As answered during the tutorial, the circle is a latent variable that doesn’t have a name.

I still have some more questions about that latent variable below.

  • When/why might it be preferable to do one version of the model or the other (SNP as definition variable vs. SNP as observed variable)?

From what was discussed in the tutorial, it sounds like definition variables exist to give you a way to condition on the value of a variable without having to include it in the variance/covariance matrix, so it lets OpenMx run the model more efficiently. Using a definition variable kind of gives you the variance/covariance matrix conditional on the definition variable, without including the variable in the matrix.

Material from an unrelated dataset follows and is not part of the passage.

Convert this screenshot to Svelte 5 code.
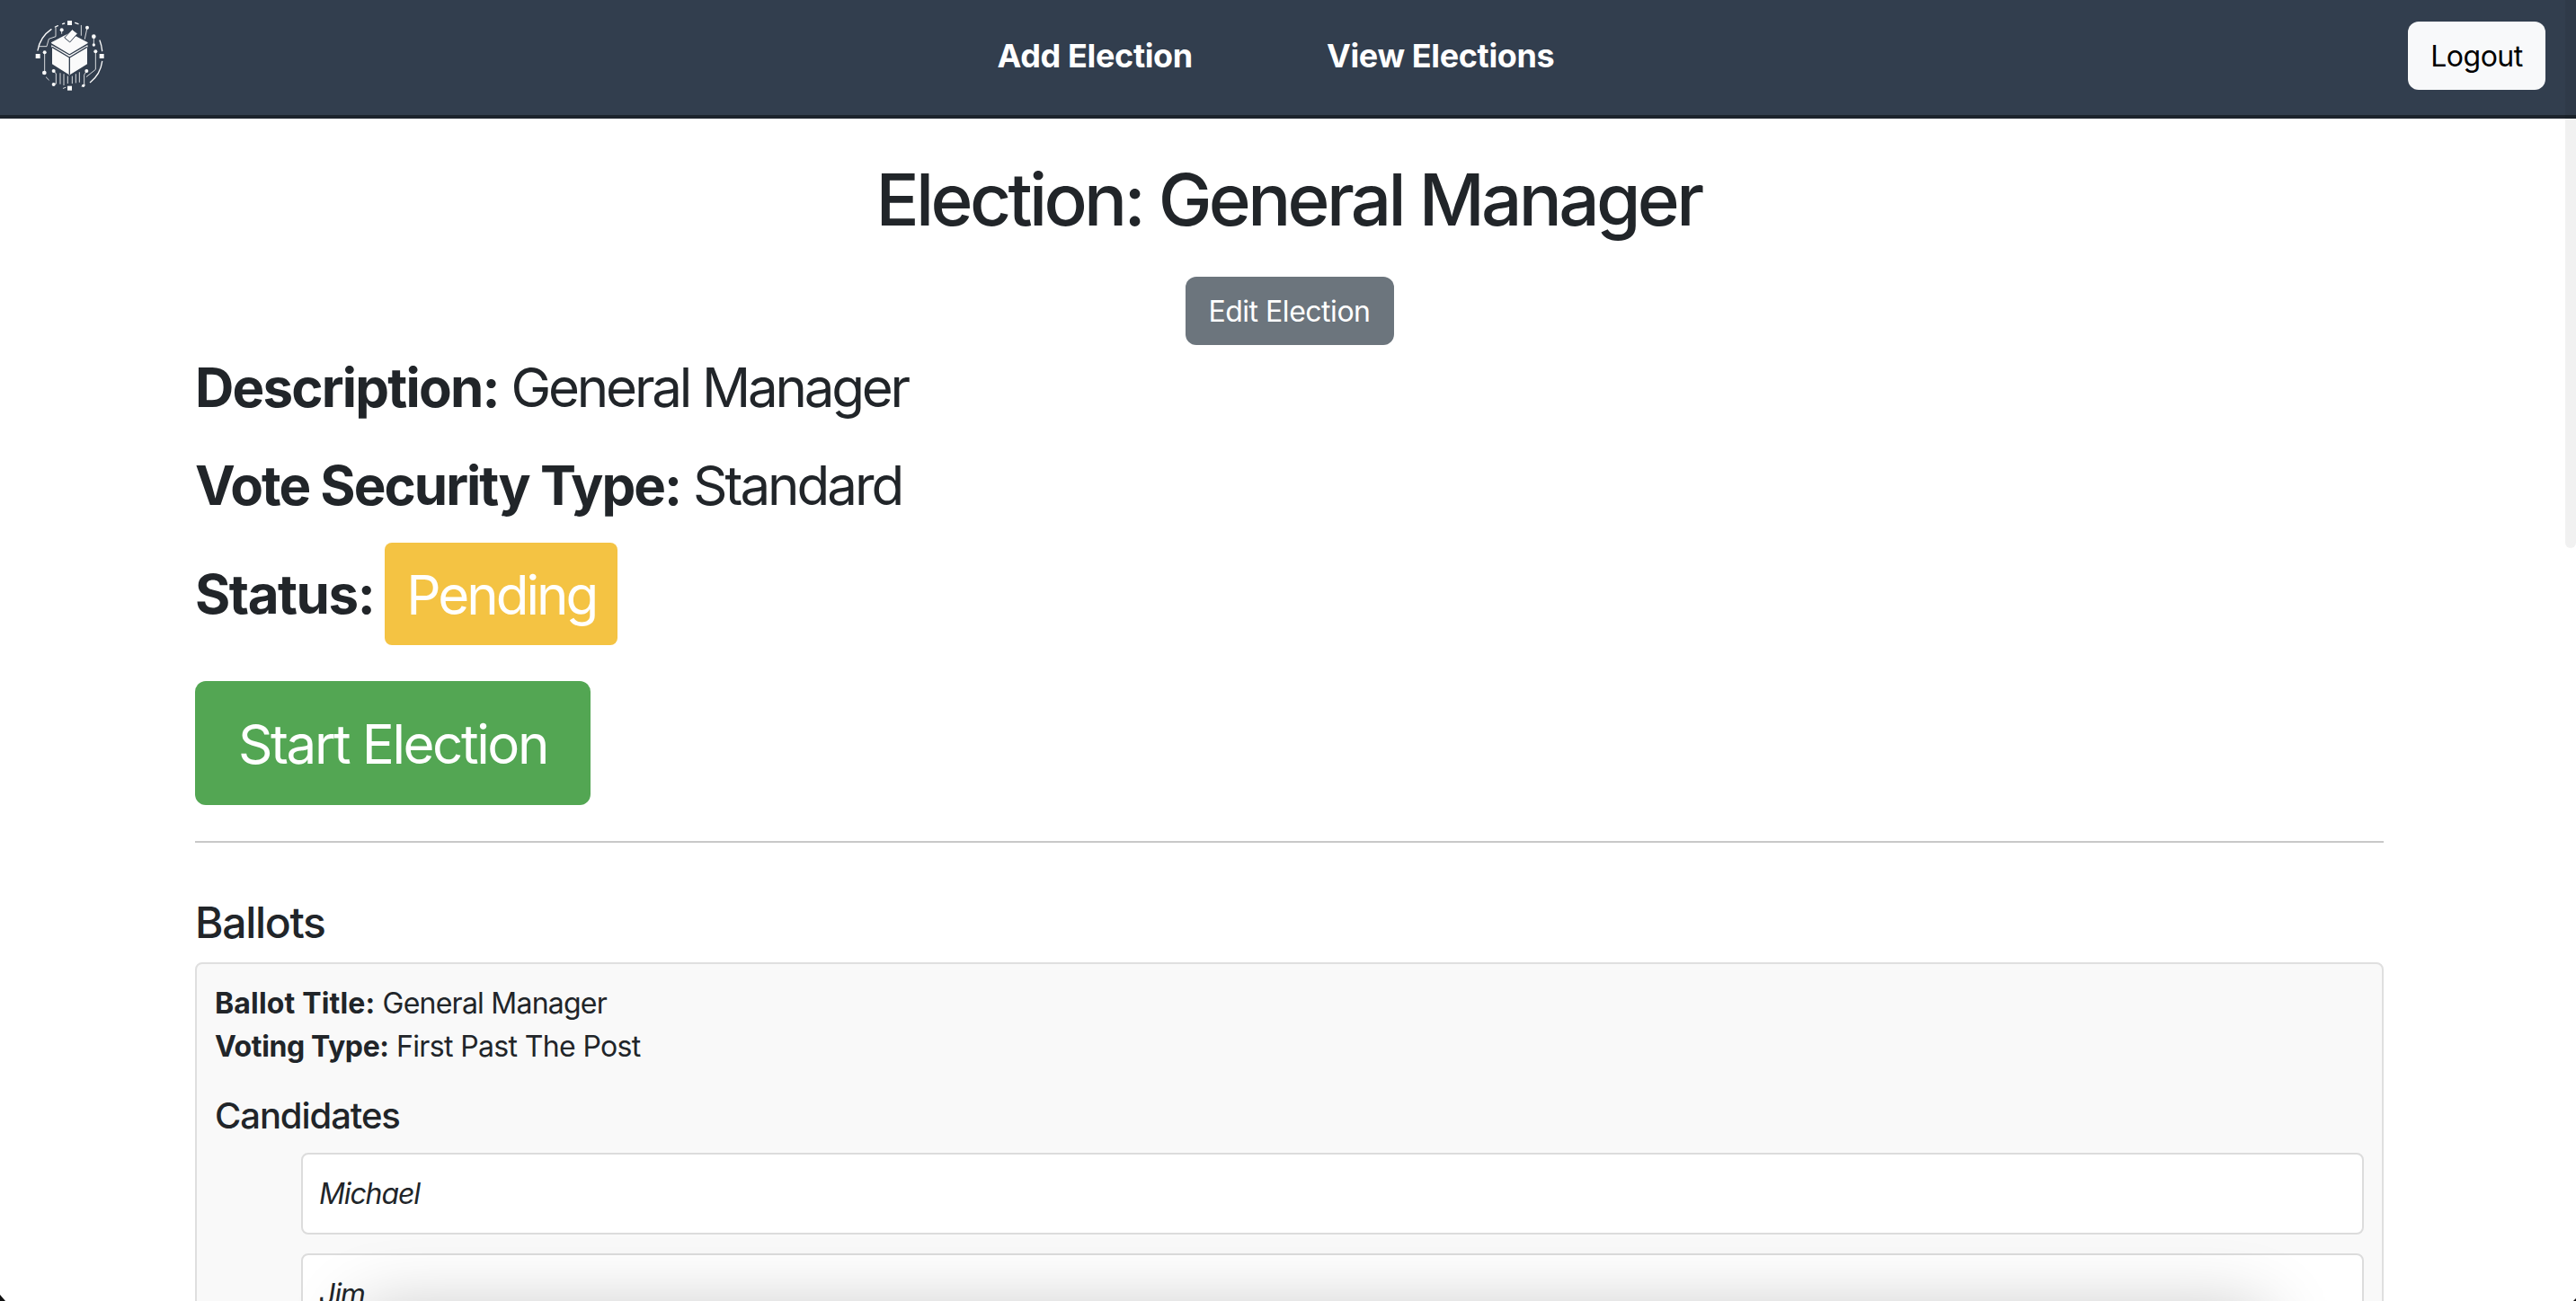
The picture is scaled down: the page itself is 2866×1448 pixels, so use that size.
<script>
  const candidates = ['Michael', 'Jim', 'Dwight'];
</script>

<div class="window">
  <nav class="nav">
    <a class="logo" href="#home" aria-label="Home">
      <svg viewBox="110 66 240 240" width="80" height="80" fill="none" stroke="#fafafa" stroke-width="4" stroke-linecap="round" stroke-linejoin="round">
        <path class="fill" d="M172 153 231 187 231 248 175 213 175 160Z" />
        <path class="fill" d="M290 153 231 187 231 248 288 213 288 160Z" />
        <path class="fill" d="M172 143 231 112 290 143 231 178Z" />
        <path d="M174 158 231 192 288 158M231 192V248" stroke="#323e4e" stroke-width="4" />
        <path class="fill" d="M215 125 240 98 258 112 233 140Z" stroke="#323e4e" stroke-width="3" />
        <g class="fill" stroke="none">
          <rect x="224" y="69" width="15" height="15" />
          <rect x="118" y="180" width="15" height="15" />
          <rect x="331" y="180" width="15" height="15" />
          <rect x="224" y="287" width="15" height="15" />
          <circle cx="148" cy="175" r="6" />
          <circle cx="147" cy="243" r="7" />
          <circle cx="178" cy="237" r="6" />
          <circle cx="288" cy="237" r="6" />
          <circle cx="318" cy="172" r="6" />
          <circle cx="312" cy="122" r="7" />
          <circle cx="312" cy="150" r="5" />
          <circle cx="290" cy="92" r="6" />
          <circle cx="205" cy="100" r="6" />
          <circle cx="178" cy="282" r="6" />
          <circle cx="277" cy="286" r="5" />
        </g>
        <path d="M125 168A107 107 0 0 1 170 98M183 90 192 86M208 80 214 78M250 76 260 80M332 135Q338 150 340 170M340 205A107 107 0 0 1 300 275" />
        <path stroke-width="2.5" d="M132 155H155L162 130 185 122V92M205 100V112M270 85V118M290 92 282 130M312 122V150M148 175V243M153 258 162 267M178 237 186 246V280H176M200 245V280M212 248V284M225 255V278M240 255V278M252 248V276M264 242V274M288 237 280 250V282M318 172V232L288 256M210 295 218 292M272 288 282 283" />
      </svg>
    </a>
    <div class="links">
      <a href="#add">Add Election</a>
      <a href="#view">View Elections</a>
    </div>
    <button class="logout">Logout</button>
  </nav>

  <main class="container">
    <h1>Election: General Manager</h1>
    <div class="center">
      <button class="edit">Edit Election</button>
    </div>
    <h2 class="meta first"><strong>Description:</strong> General Manager</h2>
    <h2 class="meta second"><strong>Vote Security Type:</strong> Standard</h2>
    <h2 class="status"><strong>Status:</strong> <span class="badge">Pending</span></h2>
    <button class="start">Start Election</button>
    <hr />
    <h3 class="ballots">Ballots</h3>
    <section class="card">
      <p><strong>Ballot Title:</strong> General Manager</p>
      <p class="voting"><strong>Voting Type:</strong> First Past The Post</p>
      <h4>Candidates</h4>
      <ul>
        {#each candidates as name}
          <li><em>{name}</em></li>
        {/each}
      </ul>
    </section>
  </main>

  <div class="scrollbar"></div>
  <div class="dock-shadow"></div>
  <div class="corner left"></div>
  <div class="corner right"></div>
</div>

<style>
  :global(body) {
    margin: 0;
    background: #fff;
  }
  .window {
    position: relative;
    height: 1448px;
    overflow: hidden;
    font-family: Inter, "Liberation Sans", sans-serif;
    color: #212529;
    background: #fff;
  }
  .nav {
    box-sizing: border-box;
    height: 132px;
    display: grid;
    grid-template-columns: 1fr auto 1fr;
    align-items: center;
    padding: 0 34px 4px 37px;
    background: #323e4e;
    border-bottom: 4px solid #1c232c;
  }
  .logo {
    display: block;
    height: 80px;
    width: 80px;
  }
  .logo .fill,
  .logo g {
    fill: #fafafa;
  }
  .links {
    display: flex;
    gap: 149px;
    margin-right: 30px;
  }
  .links a {
    color: #fff;
    font-size: 36px;
    font-weight: 700;
    letter-spacing: -0.01em;
    text-decoration: none;
  }
  button {
    font-family: inherit;
    border: 0;
    border-radius: 12px;
  }
  .logout {
    justify-self: end;
    height: 76px;
    width: 153px;
    font-size: 32px;
    letter-spacing: -0.015em;
    color: #000;
    background: #f8f9fa;
  }
  .container {
    margin-left: 217px;
    width: 2435px;
  }
  h1 {
    margin: 42px 0 38px;
    padding-right: 2px;
    text-align: center;
    font-size: 80px;
    line-height: 96px;
    font-weight: 500;
    letter-spacing: -0.046em;
  }
  .center {
    display: flex;
    justify-content: center;
  }
  .edit {
    width: 232px;
    height: 76px;
    font-size: 32px;
    letter-spacing: -0.015em;
    color: #fff;
    background: #6c757d;
  }
  .meta {
    margin: 0;
    font-size: 60px;
    line-height: 72px;
    font-weight: 400;
    letter-spacing: -0.053em;
  }
  .meta strong {
    letter-spacing: -0.03em;
  }
  .second {
    margin-top: 37px;
    letter-spacing: -0.05em;
  }
  .second strong {
    letter-spacing: -0.033em;
  }
  .status strong {
    letter-spacing: -0.024em;
  }
  .first {
    margin-top: 11px;
  }
  .status {
    display: flex;
    align-items: center;
    gap: 12px;
    margin: 28px 0 40px;
    font-size: 60px;
    font-weight: 400;
    line-height: 114px;
    letter-spacing: -0.05em;
  }
  .badge {
    display: block;
    box-sizing: border-box;
    width: 259px;
    height: 114px;
    padding-top: 1px;
    text-align: center;
    color: #fff;
    background: #f4c343;
    border-radius: 8px;
  }
  .start {
    display: block;
    width: 440px;
    height: 138px;
    padding: 2px 0 0;
    font-size: 60px;
    letter-spacing: -0.04em;
    color: #fff;
    background: #53a653;
  }
  hr {
    height: 2px;
    margin: 40px 0 0;
    border: 0;
    background: #c8c8c8;
  }
  .ballots {
    margin: 60px 0 15px;
    font-size: 48px;
    line-height: 58px;
    font-weight: 500;
    letter-spacing: -0.027em;
  }
  .card {
    box-sizing: border-box;
    padding: 20px 20px 0 20px;
    height: 800px;
    background: #f9f9f9;
    border: 2px solid #dfdfdf;
    border-radius: 8px;
  }
  .card p {
    margin: 0;
    font-size: 32px;
    line-height: 48px;
    letter-spacing: -0.024em;
  }
  .card p strong {
    letter-spacing: 0.005em;
  }
  .card p.voting {
    letter-spacing: -0.02em;
  }
  .card p.voting strong {
    letter-spacing: -0.012em;
  }
  h4 {
    margin: 29px 0 17px;
    font-size: 40px;
    line-height: 48px;
    font-weight: 500;
    letter-spacing: -0.027em;
  }
  ul {
    margin: 0;
    padding: 0 0 0 96px;
    list-style: none;
  }
  li {
    box-sizing: border-box;
    height: 91px;
    margin-bottom: 21px;
    padding: 0 18px;
    display: flex;
    align-items: center;
    font-size: 32px;
    letter-spacing: -0.035em;
    background: #fff;
    border: 2px solid #dcdcdc;
    border-radius: 8px;
  }
  .scrollbar {
    position: absolute;
    top: 0;
    right: 0;
    width: 12px;
    height: 610px;
    background: rgba(0, 0, 0, 0.055);
    border-radius: 0 0 6px 6px;
  }
  .dock-shadow {
    position: absolute;
    left: 420px;
    width: 2080px;
    top: 1478px;
    height: 40px;
    box-shadow: 0 0 80px 20px rgba(0, 0, 0, 0.24);
  }
  .corner {
    position: absolute;
    bottom: 0;
    background: #111;
  }
  .corner.left {
    left: 0;
    width: 6px;
    height: 7px;
    clip-path: polygon(0 0, 100% 100%, 0 100%);
  }
  .corner.right {
    right: 0;
    width: 3px;
    height: 3px;
    clip-path: polygon(100% 0, 100% 100%, 0 100%);
  }
</style>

I still have a question specific to the Height ~ SNP model with definition variables below.

  • On slide 41 (around 24:48 in the part 3 video) why are covariates treated as definition variables rather than as observed variables?

The answer in the tutorial (as I understood it):

When something is treated as a definition variable, it isn’t part of the variance/covariance matrix used in the model. Instead, you kind of get the variance/covariance matrix conditional on the values of the definition variable. This works well when the definition variable is exogenous (not expected to be correlated with the model variables), because it lets you adjust for the variable without having to make a very big and complicated model.

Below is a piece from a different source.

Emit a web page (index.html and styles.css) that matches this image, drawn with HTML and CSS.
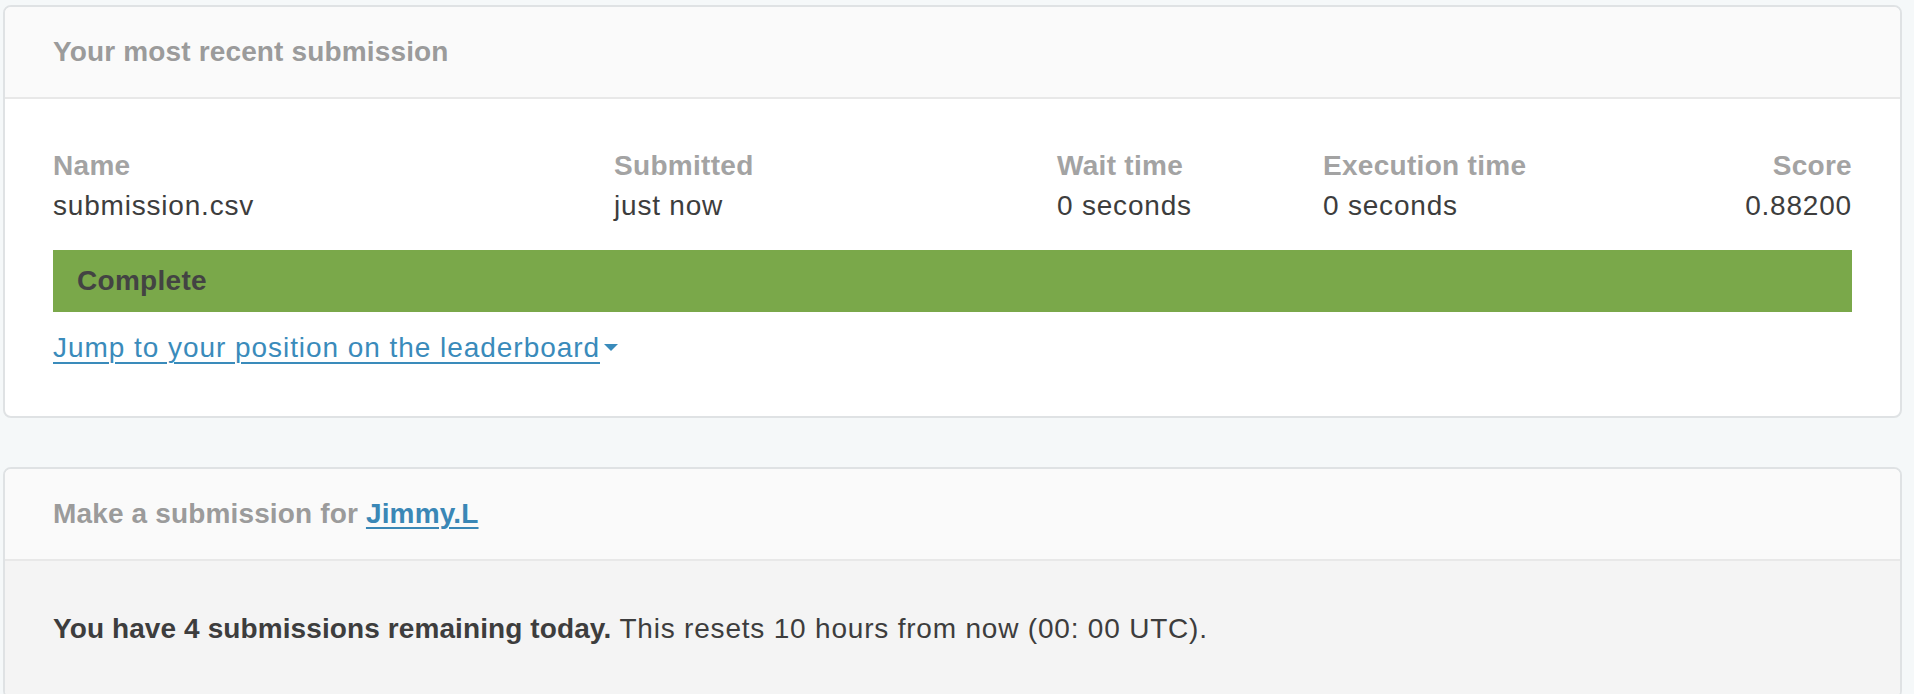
FILE: index.html
```html
<!DOCTYPE html>
<html lang="en">
<head>
<meta charset="utf-8">
<title>Submissions</title>
<link rel="stylesheet" href="styles.css">
</head>
<body>
<main class="page">
  <section class="card">
    <header class="card-header">
      <h2 class="card-title">Your most recent submission</h2>
    </header>
    <div class="card-body">
      <div class="sub-grid">
        <div class="cell"><div class="label">Name</div><div class="value">submission.csv</div></div>
        <div class="cell"><div class="label">Submitted</div><div class="value">just now</div></div>
        <div class="cell"><div class="label">Wait time</div><div class="value">0 seconds</div></div>
        <div class="cell"><div class="label">Execution time</div><div class="value">0 seconds</div></div>
        <div class="cell cell-right"><div class="label">Score</div><div class="value">0.88200</div></div>
      </div>
      <div class="status-bar">Complete</div>
      <a class="jump-link" href="#"><span class="jump-text">Jump to your position on the leaderboard</span><svg class="caret" width="16" height="9" viewBox="0 0 16 9"><path d="M1 1 L15 1 L8 8 Z" fill="#3a8bbb"/></svg></a>
    </div>
  </section>

  <section class="card">
    <header class="card-header">
      <h2 class="card-title">Make a submission for <a class="user-link" href="#">Jimmy.L</a></h2>
    </header>
    <div class="card-body card-body-gray">
      <p class="remaining"><strong>You have 4 submissions remaining today.</strong> This resets 10 hours from now (00: 00 UTC).</p>
    </div>
  </section>
</main>
</body>
</html>
```

FILE: styles.css
```css
html, body {
  margin: 0;
  padding: 0;
  background: #f5f8f9;
}
body {
  font-family: "Liberation Sans", Arial, sans-serif;
  font-size: 28px;
  line-height: 40px;
  color: #404040;
  letter-spacing: 0.8px;
}
.page {
  padding: 5px 12px 0 3px;
  display: flex;
  flex-direction: column;
  gap: 49px;
}
.card {
  background: #ffffff;
  border: 2px solid #dfe2e4;
  border-radius: 8px;
  overflow: hidden;
}
.card-header {
  background: #fafafa;
  border-bottom: 2px solid #e8e8e8;
  padding: 25px 48px 25px 48px;
}
.card-title {
  margin: 0;
  font-size: 28px;
  line-height: 40px;
  font-weight: 700;
  color: #9b9b9b;
  letter-spacing: 0.15px;
}
.user-link {
  color: #3a87b6;
  text-decoration: underline;
  text-decoration-thickness: 2px;
  text-underline-offset: 4px;
}
.card-body {
  padding: 47px 48px 48px 48px;
}
.card-body-gray {
  background: #f4f4f4;
  padding-top: 48px;
}
.sub-grid {
  display: grid;
  grid-template-columns: 561px 443px 266px 1fr 1fr;
}
.cell-right {
  text-align: right;
}
.label {
  font-weight: 700;
  color: #a3a3a3;
  letter-spacing: 0.3px;
}
.value {
  color: #3d3d3d;
}
.status-bar {
  margin-top: 24px;
  background: #7aa84a;
  height: 62px;
  line-height: 62px;
  padding: 0 24px;
  font-weight: 700;
  color: #434343;
  letter-spacing: 0.3px;
}
.jump-link {
  display: inline-flex;
  align-items: center;
  gap: 3px;
  margin-top: 16px;
  color: #3a8bbb;
  text-decoration: none;
}
.jump-text {
  text-decoration: underline;
  text-decoration-thickness: 2px;
  text-underline-offset: 5px;
  letter-spacing: 0.95px;
}
.caret {
  display: block;
  margin-top: -2px;
}
.remaining {
  margin: 0;
  color: #3d3d3d;
}
.remaining strong {
  font-weight: 700;
  letter-spacing: 0.1px;
}
```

It also works well for some things like age where twins are inherently matched. If you made a multivariate twin model with age as one of the phenotypes, the A/C/E estimates for age would be very weird (all C, no A or E).

The parts I still don’t understand:

I think I halfway get it now, that definition variables give you a way to condition on the value of the variable without including it in the variance/covariance matrix and making a big inefficient model.

But there are still a few parts I don’t understand:

  1. Why does using a definition variable sometimes require inserting a little unnamed latent variable into the model, as in the Height ~ SNP model?
    • What is the definition variable doing to the latent variable? It’s not setting its mean, because the value of a definition variable differs by observation (unlike a coefficient).
    • Why have the unnamed latent variable in the model? Is anything related to it being estimated?
  2. Was making SNP a definition variable in the model of Height ~ SNP in the first video just done to demonstrate definition variables? SNP was the main predictor in this model, would you normally avoid using a definition variable for that? (Or maybe the main predictor being a definition variable works, because with a straight-arrow path between SNP and Height OpenMx won’t be modeling cov(SNP,height) anyway?)
  3. Definition variables let you get other estimates conditional on the definition variable. But is it only the path the definition variable is in that’s conditional on the definition variable, or does inserting a definition variable make everything conditional on it?
    • This question may be a moot point. If inserting a definition variable for zygosity on the covariance path between A1 and A2 in univariate twin model affects the estimate of VA, that will still indirectly affect the estimates of VC and VE because the three terms have to sum to V(pheno) so anything affecting VA has to affect at least one of the other two terms too.